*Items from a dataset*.
>>>

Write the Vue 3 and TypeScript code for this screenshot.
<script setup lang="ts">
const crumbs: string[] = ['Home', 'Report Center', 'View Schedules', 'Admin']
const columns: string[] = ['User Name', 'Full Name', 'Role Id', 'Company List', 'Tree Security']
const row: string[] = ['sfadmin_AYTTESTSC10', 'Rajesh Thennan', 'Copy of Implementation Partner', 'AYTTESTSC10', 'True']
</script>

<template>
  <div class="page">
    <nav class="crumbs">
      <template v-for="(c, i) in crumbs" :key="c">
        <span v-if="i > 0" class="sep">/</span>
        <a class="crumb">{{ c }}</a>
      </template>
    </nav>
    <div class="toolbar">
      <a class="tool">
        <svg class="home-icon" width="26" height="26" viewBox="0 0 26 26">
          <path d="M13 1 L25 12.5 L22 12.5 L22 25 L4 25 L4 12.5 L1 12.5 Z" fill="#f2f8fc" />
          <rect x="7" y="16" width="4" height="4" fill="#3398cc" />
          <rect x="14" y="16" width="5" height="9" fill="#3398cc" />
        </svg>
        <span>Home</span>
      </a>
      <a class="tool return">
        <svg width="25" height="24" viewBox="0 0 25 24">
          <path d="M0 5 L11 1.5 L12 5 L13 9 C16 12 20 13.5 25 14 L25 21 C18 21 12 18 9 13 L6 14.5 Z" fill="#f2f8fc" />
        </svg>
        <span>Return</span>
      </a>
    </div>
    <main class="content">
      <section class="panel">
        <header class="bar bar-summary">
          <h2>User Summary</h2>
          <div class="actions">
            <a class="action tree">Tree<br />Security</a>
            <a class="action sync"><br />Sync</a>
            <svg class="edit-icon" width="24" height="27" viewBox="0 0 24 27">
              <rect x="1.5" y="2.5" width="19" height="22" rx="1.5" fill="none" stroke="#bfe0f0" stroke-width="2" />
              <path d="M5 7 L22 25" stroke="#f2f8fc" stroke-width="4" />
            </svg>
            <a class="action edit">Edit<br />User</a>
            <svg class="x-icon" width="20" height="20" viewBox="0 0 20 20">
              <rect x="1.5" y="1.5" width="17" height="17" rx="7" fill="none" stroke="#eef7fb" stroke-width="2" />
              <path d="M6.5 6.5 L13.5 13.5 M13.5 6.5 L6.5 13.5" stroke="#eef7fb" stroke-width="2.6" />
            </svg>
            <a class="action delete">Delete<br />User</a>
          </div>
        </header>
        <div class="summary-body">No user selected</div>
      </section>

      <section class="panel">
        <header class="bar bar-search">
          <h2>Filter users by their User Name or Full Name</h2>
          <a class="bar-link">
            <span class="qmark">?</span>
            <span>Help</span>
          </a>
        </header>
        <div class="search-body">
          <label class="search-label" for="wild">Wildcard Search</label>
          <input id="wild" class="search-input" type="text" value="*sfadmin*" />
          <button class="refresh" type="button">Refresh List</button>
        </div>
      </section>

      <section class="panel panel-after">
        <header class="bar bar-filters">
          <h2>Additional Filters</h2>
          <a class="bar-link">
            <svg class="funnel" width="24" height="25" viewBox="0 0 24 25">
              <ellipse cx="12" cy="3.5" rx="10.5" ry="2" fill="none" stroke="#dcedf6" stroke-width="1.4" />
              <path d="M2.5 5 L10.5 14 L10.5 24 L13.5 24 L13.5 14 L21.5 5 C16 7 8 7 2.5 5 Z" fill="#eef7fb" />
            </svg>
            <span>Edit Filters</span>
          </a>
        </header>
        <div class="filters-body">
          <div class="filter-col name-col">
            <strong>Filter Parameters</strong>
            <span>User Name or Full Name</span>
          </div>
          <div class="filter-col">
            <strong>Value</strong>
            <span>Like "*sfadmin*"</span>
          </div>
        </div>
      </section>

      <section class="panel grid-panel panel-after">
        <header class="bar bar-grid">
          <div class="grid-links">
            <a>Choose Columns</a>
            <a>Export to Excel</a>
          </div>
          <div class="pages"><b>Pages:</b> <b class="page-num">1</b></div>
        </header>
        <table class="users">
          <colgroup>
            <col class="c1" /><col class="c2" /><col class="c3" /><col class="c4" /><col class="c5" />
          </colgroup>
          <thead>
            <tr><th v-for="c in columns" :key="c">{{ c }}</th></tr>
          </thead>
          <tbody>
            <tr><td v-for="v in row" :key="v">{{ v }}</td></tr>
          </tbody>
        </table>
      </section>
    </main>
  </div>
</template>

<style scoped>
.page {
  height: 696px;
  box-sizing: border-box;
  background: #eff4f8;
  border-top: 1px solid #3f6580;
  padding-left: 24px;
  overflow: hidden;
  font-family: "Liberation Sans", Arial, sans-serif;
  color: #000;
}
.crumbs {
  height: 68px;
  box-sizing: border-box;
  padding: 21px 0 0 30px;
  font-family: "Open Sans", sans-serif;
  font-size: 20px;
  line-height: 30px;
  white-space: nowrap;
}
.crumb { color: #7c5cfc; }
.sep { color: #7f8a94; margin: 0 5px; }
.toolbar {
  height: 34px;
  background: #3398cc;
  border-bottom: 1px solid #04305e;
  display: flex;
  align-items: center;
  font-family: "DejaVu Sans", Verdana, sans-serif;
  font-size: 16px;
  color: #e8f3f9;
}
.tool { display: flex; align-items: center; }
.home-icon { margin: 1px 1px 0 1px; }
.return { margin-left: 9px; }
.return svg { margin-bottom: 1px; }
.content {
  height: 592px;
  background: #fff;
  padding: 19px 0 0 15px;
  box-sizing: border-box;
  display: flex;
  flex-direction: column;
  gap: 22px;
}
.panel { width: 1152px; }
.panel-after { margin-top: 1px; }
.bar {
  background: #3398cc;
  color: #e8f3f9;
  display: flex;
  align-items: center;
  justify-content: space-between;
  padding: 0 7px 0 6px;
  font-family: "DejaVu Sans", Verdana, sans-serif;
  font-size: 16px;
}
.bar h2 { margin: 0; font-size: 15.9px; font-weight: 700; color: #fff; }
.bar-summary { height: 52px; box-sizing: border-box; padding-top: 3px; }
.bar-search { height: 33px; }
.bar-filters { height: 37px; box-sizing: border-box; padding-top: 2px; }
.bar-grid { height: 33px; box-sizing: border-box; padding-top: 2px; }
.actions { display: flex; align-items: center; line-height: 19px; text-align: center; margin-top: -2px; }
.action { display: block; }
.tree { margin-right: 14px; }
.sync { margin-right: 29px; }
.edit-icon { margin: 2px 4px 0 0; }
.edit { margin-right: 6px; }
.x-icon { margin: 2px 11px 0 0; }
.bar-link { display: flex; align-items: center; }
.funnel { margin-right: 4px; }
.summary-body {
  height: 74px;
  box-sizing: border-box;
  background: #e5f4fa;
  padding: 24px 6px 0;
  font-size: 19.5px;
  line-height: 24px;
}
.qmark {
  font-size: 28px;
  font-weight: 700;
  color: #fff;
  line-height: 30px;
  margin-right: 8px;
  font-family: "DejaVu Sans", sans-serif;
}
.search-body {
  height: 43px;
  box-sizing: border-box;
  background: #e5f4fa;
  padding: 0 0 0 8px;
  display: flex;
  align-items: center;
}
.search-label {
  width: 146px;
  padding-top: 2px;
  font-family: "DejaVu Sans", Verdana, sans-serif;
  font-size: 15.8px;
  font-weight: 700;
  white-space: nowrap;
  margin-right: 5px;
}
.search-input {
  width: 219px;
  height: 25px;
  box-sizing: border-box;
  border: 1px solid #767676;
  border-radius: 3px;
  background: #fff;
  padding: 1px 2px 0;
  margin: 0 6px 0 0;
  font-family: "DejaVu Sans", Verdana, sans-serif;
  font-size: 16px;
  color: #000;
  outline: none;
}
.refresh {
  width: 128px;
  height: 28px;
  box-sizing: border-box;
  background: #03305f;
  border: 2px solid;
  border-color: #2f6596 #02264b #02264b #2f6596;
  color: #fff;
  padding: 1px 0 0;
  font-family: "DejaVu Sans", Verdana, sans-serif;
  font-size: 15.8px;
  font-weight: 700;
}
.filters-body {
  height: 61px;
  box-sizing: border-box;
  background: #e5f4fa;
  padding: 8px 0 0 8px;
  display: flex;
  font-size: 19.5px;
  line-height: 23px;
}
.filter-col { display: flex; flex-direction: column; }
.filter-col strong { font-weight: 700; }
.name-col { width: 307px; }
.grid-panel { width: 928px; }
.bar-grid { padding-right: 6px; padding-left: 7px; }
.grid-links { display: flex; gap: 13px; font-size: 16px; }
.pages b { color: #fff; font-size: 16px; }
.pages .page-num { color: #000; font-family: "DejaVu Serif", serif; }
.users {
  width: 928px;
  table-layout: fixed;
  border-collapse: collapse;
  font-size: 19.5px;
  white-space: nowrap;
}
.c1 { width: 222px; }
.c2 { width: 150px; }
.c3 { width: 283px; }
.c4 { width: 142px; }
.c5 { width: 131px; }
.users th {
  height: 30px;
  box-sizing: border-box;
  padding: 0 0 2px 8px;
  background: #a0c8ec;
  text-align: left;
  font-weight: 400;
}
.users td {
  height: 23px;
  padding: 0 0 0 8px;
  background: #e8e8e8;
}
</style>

<<<
>>>

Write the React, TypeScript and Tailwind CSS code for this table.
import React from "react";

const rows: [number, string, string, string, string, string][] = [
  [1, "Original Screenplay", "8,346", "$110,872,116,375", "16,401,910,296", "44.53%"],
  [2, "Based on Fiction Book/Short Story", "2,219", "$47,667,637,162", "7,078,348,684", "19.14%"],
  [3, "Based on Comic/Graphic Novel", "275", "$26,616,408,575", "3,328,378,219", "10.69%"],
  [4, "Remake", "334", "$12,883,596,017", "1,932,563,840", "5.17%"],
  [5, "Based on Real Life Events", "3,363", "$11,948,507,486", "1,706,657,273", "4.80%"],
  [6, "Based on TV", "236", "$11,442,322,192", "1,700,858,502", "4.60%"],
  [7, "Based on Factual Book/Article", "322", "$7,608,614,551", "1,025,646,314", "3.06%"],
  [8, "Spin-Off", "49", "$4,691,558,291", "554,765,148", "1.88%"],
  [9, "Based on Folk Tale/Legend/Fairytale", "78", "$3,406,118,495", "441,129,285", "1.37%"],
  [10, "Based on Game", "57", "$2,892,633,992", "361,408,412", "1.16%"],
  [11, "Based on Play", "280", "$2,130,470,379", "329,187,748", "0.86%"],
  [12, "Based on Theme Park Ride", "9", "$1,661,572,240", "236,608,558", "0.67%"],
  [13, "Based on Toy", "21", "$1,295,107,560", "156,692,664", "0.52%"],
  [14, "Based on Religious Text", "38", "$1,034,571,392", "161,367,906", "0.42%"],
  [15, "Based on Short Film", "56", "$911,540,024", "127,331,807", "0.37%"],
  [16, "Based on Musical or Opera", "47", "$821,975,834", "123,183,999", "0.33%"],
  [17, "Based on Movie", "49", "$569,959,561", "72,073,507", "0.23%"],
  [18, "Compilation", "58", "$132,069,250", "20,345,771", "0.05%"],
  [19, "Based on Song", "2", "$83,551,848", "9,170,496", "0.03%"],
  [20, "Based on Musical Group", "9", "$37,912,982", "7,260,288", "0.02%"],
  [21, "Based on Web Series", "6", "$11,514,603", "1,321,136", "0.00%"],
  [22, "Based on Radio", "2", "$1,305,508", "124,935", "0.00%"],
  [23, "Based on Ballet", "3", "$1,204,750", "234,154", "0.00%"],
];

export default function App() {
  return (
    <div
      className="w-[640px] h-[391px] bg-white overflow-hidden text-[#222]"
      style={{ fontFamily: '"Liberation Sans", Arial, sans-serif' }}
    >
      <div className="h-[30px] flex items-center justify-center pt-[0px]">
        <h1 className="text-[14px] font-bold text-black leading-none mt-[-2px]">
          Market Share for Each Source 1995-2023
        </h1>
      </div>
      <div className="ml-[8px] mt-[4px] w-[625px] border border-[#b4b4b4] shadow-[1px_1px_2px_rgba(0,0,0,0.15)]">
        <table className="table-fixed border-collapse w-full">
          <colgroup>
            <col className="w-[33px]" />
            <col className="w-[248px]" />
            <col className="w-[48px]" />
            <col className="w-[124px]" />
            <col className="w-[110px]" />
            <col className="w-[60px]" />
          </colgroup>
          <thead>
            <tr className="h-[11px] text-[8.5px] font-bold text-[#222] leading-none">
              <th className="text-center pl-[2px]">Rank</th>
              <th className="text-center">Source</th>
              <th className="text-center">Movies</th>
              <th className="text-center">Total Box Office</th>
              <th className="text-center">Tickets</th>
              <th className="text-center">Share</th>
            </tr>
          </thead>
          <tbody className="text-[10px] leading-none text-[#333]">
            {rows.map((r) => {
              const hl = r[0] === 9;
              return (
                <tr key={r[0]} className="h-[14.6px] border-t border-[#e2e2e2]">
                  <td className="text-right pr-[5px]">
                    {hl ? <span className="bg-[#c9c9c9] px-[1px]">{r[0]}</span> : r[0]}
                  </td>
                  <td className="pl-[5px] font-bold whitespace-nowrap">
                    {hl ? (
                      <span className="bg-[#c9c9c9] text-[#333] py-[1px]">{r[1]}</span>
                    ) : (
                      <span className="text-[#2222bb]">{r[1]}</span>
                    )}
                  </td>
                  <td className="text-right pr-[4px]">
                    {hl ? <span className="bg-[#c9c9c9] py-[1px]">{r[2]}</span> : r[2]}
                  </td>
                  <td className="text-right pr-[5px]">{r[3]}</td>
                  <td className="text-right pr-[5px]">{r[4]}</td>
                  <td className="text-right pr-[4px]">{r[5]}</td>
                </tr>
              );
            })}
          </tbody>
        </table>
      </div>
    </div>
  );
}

<<<

*Task statement*. Show every line in the entries where the string "table" occurs.

*Full response*.
        <table class="users">
        </table>
  table-layout: fixed;
Write the React, TypeScript and Tailwind CSS code for this table.
        <table className="table-fixed border-collapse w-full">
        </table>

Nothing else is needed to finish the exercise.